Provai lo stesso sentimento ieri, quando i miei amici della Commanderie mi accompagnarono da certe persone vicino a Vouvray, nel tardo pomeriggio, lungo la grande Loira, con la sabbia dorata e i giallastri coteaux che circondano gli argentei tetti di ardesia. Sedemmo in un giardino vecchio stile a terrazze, pieno di fiori, sopra il grande fiume; c’erano due vecchi, cortesi signori dall’aspetto incantevole che tenevano viva la conversazione; ci offrirono dello squisito vino bianco, una torta simile al pane e delle susine verdi, spaccate per quanto erano mature.

È impossibile parlare in modo adeguato della Turenna, ricordarne il sapore (è stato davvero l’intuito a farmi descrivere il suo incanto con la parola «sapore»), senza elencare le cose da mangiare e da bere. Confesso che negli altri paesi non rivolgo grande importanza al mangiare che considero solo come uno degli inevitabili fastidi della vita; ma in Turenna ci penso sempre, lo sento come un fattore preminente della vita. Ha diritto ad essere tale, perché, come ho detto, questa terra ha trasformato i pasti in poesia. Il déjeuner à la fourchette all’osteria di Saumur era una componente essenziale dell’incanto della vecchia città, come le discrete portes-cochères di Balzac, sommerse di rampicanti, e la graziosa casa con le torrette costruita dal re René per la figlia. Mi ricordo, e mi ricorderò sempre, delle belle lunghe pagnotte di pane, simili a biondi cactus, di cui possiamo sbocconcellare pezzi enormi, così come di ogni altra cosa, a Langeais. E anche lo Château de St. Avry, che concentra tutta l’originale espressione poetica di quella parte della Loira in un solo sorso – un sorso in una conchiglia d’argento da assaggiatore – del Vin de Chinon invecchiato dieci anni.

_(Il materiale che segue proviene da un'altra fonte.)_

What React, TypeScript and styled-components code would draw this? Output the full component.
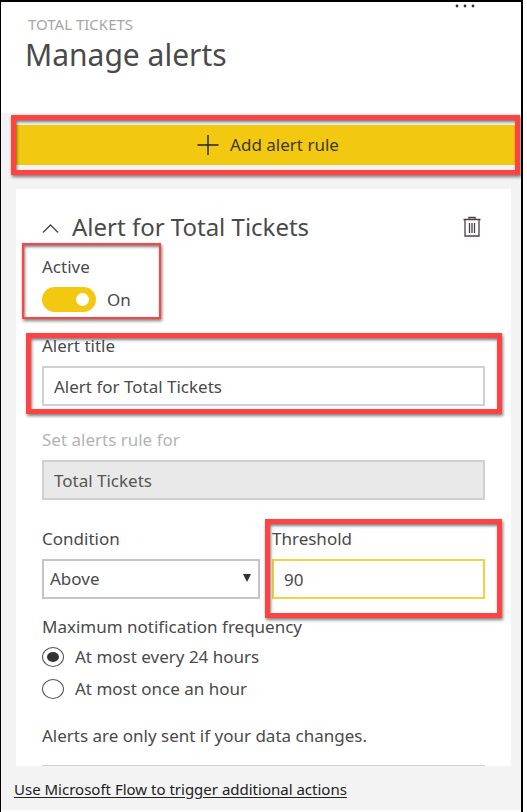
import React, { useState } from 'react';
import styled, { createGlobalStyle } from 'styled-components';

const GlobalStyle = createGlobalStyle`
  *, *::before, *::after { box-sizing: border-box; }
  body {
    margin: 0;
    background: #fff;
    color: #4a4a4a;
    font-family: "Noto Sans", "Open Sans", sans-serif;
    font-size: 17px;
    line-height: 24px;
  }
  button, input, select { font: inherit; color: inherit; }
`;

const Panel = styled.main`
  display: flex;
  flex-direction: column;
  min-height: 100vh;
  margin-right: 4px;
  border: solid #000;
  border-width: 2px 2px 0 1px;
  background: #fff;
`;

const Header = styled.header`
  display: flex;
  flex-direction: column;
  padding: 0 24px 38px;
`;

const MoreButton = styled.button`
  display: flex;
  align-self: flex-end;
  height: 12px;
  margin-right: 22px;
  padding: 2px 0 0;
  border: 0;
  background: none;
`;

const Eyebrow = styled.p`
  margin: 0 3px;
  color: #a6a6a6;
  font-size: 15px;
  line-height: 21px;
`;

const PageTitle = styled.h1`
  margin: 0;
  font-size: 30px;
  font-weight: 400;
  line-height: 40px;
`;

const Content = styled.div`
  padding: 12px 0 0;
  background: #f3f3f3;
`;

const Marked = styled.div`
  position: relative;
`;

const Marker = styled.span<{ $inset: string; $line?: number; $width?: string }>`
  position: absolute;
  inset: ${(p) => p.$inset};
  width: ${(p) => p.$width ?? 'auto'};
  border: ${(p) => p.$line ?? 5}px solid #ff4343;
  box-shadow: 1px 2px 3px rgba(0, 0, 0, 0.5), inset 1px 2px 3px rgba(0, 0, 0, 0.5);
  pointer-events: none;
`;

const AddButton = styled.button`
  display: flex;
  align-items: center;
  justify-content: center;
  gap: 11px;
  width: 100%;
  height: 40px;
  padding: 0 0 0 5px;
  border: 0;
  background: #f2c811;
  color: #3d3923;
`;

const AddBar = styled(Marked)`
  margin: 0 1px 24px 10px;
`;

const Card = styled.section`
  margin: 0 10px 0 15px;
  padding: 20px 26px 0;
  background: #fff;
`;

const CardHeader = styled.div`
  display: flex;
  align-items: center;
  justify-content: space-between;
  height: 36px;
  margin-bottom: 10px;
`;

const CardTitle = styled.h2`
  margin: 0;
  font-size: 24px;
  font-weight: 400;
  line-height: 36px;
`;

const CollapseButton = styled.button`
  display: flex;
  align-items: center;
  gap: 13px;
  padding: 0;
  border: 0;
  background: none;
`;

const IconButton = styled.button`
  display: flex;
  padding: 0 4px 0 0;
  border: 0;
  background: none;
`;

const Field = styled(Marked)<{ $gap: number }>`
  display: flex;
  flex-direction: column;
  gap: 8px;
  margin-bottom: ${(p) => p.$gap}px;
`;

const Label = styled.label<{ $muted?: boolean }>`
  color: ${(p) => (p.$muted ? '#b3b3b3' : 'inherit')};
`;

const Caption = styled.span``;

const TextBox = styled.input<{ $accent?: boolean }>`
  width: 100%;
  height: 40px;
  padding: 0 10px;
  border: 2px solid ${(p) => (p.$accent ? '#f2d143' : '#d0d0d0')};
  border-radius: 0;
  outline: 0;
  background: #fff;

  &:disabled {
    background: #e9e9e9;
    color: #555;
  }
`;

const ToggleRow = styled.label`
  display: flex;
  align-items: center;
  gap: 11px;
  height: 25px;
`;

const Toggle = styled.input`
  display: flex;
  align-items: center;
  justify-content: flex-start;
  appearance: none;
  width: 54px;
  height: 25px;
  margin: 0;
  padding: 0 7px;
  border-radius: 13px;
  background: #a6a6a6;

  &::before {
    content: '';
    width: 13px;
    height: 13px;
    border-radius: 50%;
    background: #fff;
  }

  &:checked {
    justify-content: flex-end;
    background: #f2c811;
  }
`;

const Columns = styled.div`
  display: grid;
  grid-template-columns: 218fr 213fr;
  column-gap: 12px;
`;

const SelectWrap = styled.div`
  position: relative;

  svg {
    position: absolute;
    top: 15px;
    right: 9px;
    pointer-events: none;
  }
`;

const Select = styled.select`
  display: block;
  appearance: none;
  width: 100%;
  height: 40px;
  padding: 0 24px 0 6px;
  border: 2px solid #c4c4c4;
  border-radius: 0;
  background: #fff;
`;

const RadioGroup = styled.fieldset`
  margin: 0 0 19px;
  padding: 0;
  border: 0;

  legend {
    padding: 0 0 2px;
  }
`;

const RadioRow = styled.label`
  display: flex;
  align-items: center;
  gap: 11px;
  height: 32px;
`;

const Radio = styled.input`
  display: grid;
  place-items: center;
  appearance: none;
  width: 22px;
  height: 20px;
  margin: 0;
  border: 1px solid #555;
  border-radius: 50%;

  &:checked::before {
    content: '';
    width: 12px;
    height: 10px;
    border-radius: 50%;
    background: #333;
  }
`;

const Note = styled.p`
  margin: 0;
  padding-bottom: 17px;
  border-bottom: 1px solid #d0d0d0;
`;

const Footer = styled.footer`
  display: flex;
  align-items: center;
  height: 44px;
  padding: 2px 13px 0;
`;

const FlowLink = styled.a`
  color: #222;
  font-size: 15px;
  text-underline-offset: 2px;
`;

const frequencies = ['At most every 24 hours', 'At most once an hour'];

export default function App() {
  const [active, setActive] = useState(true);
  const [title, setTitle] = useState('Alert for Total Tickets');
  const [threshold, setThreshold] = useState('90');
  const [frequency, setFrequency] = useState(frequencies[0]);

  return (
    <>
      <GlobalStyle />
      <Panel>
        <Header>
          <MoreButton type="button" aria-label="More options">
            <svg width="20" height="4" fill="#333">
              <circle cx="2" cy="2" r="1.4" />
              <circle cx="10" cy="2" r="1.4" />
              <circle cx="18" cy="2" r="1.4" />
            </svg>
          </MoreButton>
          <Eyebrow>TOTAL TICKETS</Eyebrow>
          <PageTitle>Manage alerts</PageTitle>
        </Header>
        <Content>
          <AddBar>
            <AddButton type="button">
              <svg width="22" height="20" fill="none" stroke="#222" strokeWidth="1.4">
                <path d="M0.5 10H21.5M11 0V20" />
              </svg>
              Add alert rule
            </AddButton>
            <Marker $inset="-10px 0 -10px 0" />
          </AddBar>
          <Card>
            <CardHeader>
              <CardTitle>
                <CollapseButton type="button" aria-expanded="true">
                  <svg width="17" height="12" fill="none" stroke="#444" strokeWidth="1.3">
                    <path d="M1 11.5L8.5 4L16 11.5" />
                  </svg>
                  Alert for Total Tickets
                </CollapseButton>
              </CardTitle>
              <IconButton type="button" aria-label="Delete alert">
                <svg width="18" height="22" fill="none" stroke="#4a4048" strokeWidth="1.3">
                  <path d="M0.5 3.5H17.5M2 3.5V20H16V3.5M6 3.5V1.5H12V3.5" />
                  <path d="M6.5 7V17M9 7V17M11.5 7V17" />
                </svg>
              </IconButton>
            </CardHeader>
            <Field $gap={22}>
              <Caption id="active-caption">Active</Caption>
              <ToggleRow>
                <Toggle
                  type="checkbox"
                  role="switch"
                  aria-describedby="active-caption"
                  checked={active}
                  onChange={(e) => setActive(e.target.checked)}
                />
                {active ? 'On' : 'Off'}
              </ToggleRow>
              <Marker $inset="-12px auto -7px -20px" $width="139px" $line={2} />
            </Field>
            <Field $gap={22}>
              <Label htmlFor="title">Alert title</Label>
              <TextBox id="title" value={title} onChange={(e) => setTitle(e.target.value)} />
              <Marker $inset="-1px -17px -8px -16px" />
            </Field>
            <Field $gap={27}>
              <Label htmlFor="rule" $muted>Set alerts rule for</Label>
              <TextBox id="rule" value="Total Tickets" disabled readOnly />
            </Field>
            <Columns>
              <Field $gap={16}>
                <Label htmlFor="condition">Condition</Label>
                <SelectWrap>
                  <Select id="condition" defaultValue="Above">
                    <option>Above</option>
                    <option>Below</option>
                  </Select>
                  <svg width="8" height="8" fill="#333">
                    <path d="M0 0H8L4 8Z" />
                  </svg>
                </SelectWrap>
              </Field>
              <Field $gap={16}>
                <Label htmlFor="threshold">Threshold</Label>
                <TextBox id="threshold" $accent value={threshold} onChange={(e) => setThreshold(e.target.value)} />
                <Marker $inset="-8px -17px -19px -7px" />
              </Field>
            </Columns>
            <RadioGroup>
              <legend>Maximum notification frequency</legend>
              {frequencies.map((item) => (
                <RadioRow key={item}>
                  <Radio type="radio" name="frequency" checked={frequency === item} onChange={() => setFrequency(item)} />
                  {item}
                </RadioRow>
              ))}
            </RadioGroup>
            <Note>Alerts are only sent if your data changes.</Note>
          </Card>
          <Footer>
            <FlowLink href="#flow">Use Microsoft Flow to trigger additional actions</FlowLink>
          </Footer>
        </Content>
      </Panel>
    </>
  );
}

Il nome di St. Avry non è quello vero; l’ho inventato di proposito, perché se altre persone nutrissero una diversa idea del luogo, non vorrei nemmeno saperlo. La mia personale avventura in quel luogo è stata come una pagina, ma una di quelle di grande piacevolezza, di The Sentimental Journey, con la differenza – e ciò avrebbe sorpreso Yorick – che invece di giungere elegantemente in calesse, arrivai a St. Avry spingendo in salita la bicicletta.

Avvenne nell’agosto di due anni fa, in un pomeriggio di immenso e generoso calore del sud, con le strade polverose che odoravano di clematide ormai sfiorita e bruciata dal sole.